Cash free buses

MQT on 2014-07-02
Session date: 
July 2, 2014
Question By: 
Andrew Dismore
Labour Group
Asked Of: 
The Mayor


My constituent makes the following points concerning cash free buses:

"Imagine you are in outer London, possibly late at night, beyond walking distance (which for some people is only a couple of hundred yards) from a shop which is open to sell you a bus pass, and, for example, you lose your wallet with all your cards, or you aren't carrying your cards because someone was due to drive you home and has broken down, or you have just come to London and do not know the system and your foreign card does not have contactless technology:  you might borrow three pounds from a friend, but they are not going to lend you their cards or accompany you on the bus.  How do you get home?  If bus drivers have discretion to make allowances for people in distress, those who can tell a good story will abuse the system regularly, while some deserving cases will fail to convince and be stranded".

How do you respond to her?


Answer for Cash free buses

Answer for Cash free buses

Answered By: 
The Mayor

TfL's report into the consultation on 'Going cashless on TfL bus services', published in January 2014, is available at:

This report explains that bus drivers already have clear rules and procedures for permitting passengers to travel without a valid card or ticket.  These rules and procedures have been reviewed and reinforced with the bus operators and their staff, including in the newly updated drivers' handbook (the Big Red Book).  The report also notes that TfL will continue to monitor the use of the vulnerable passenger procedure to ensure that this facility to help vulnerable people is not abused.

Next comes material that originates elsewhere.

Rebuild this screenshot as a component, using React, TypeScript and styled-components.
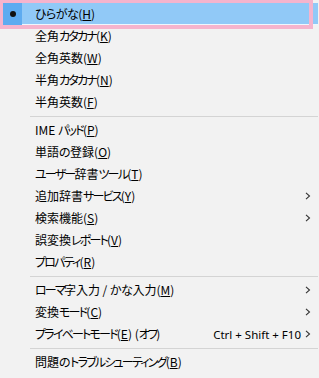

In terms of the other mitigation measures that TfL is putting into place before cashless operation commences on Sunday 6 July 2014, the new Oyster 'One more journey' facility went live on Sunday 8 June 2014.  This allows passengers with an insufficient but positive balance to go into negative balance and to make one more journey whilst receiving an emergency fare slip informing them of the need to top up their Oyster card before using it again.  This new facility is proving to be highly successful and TfL has seen cash use drop from its previous very low level of around 1% of all bus trips to around 0.7%.  The other means of payment is by using contactless payments cards (CPC).  Since this facility was introduced in December 2012 over 15 million bus journeys have been made using CPCs by over 700,000 unique cards, and in May 2014 CPC use overtook payment by cash and currently accounts for around 0.8% of all bus trips.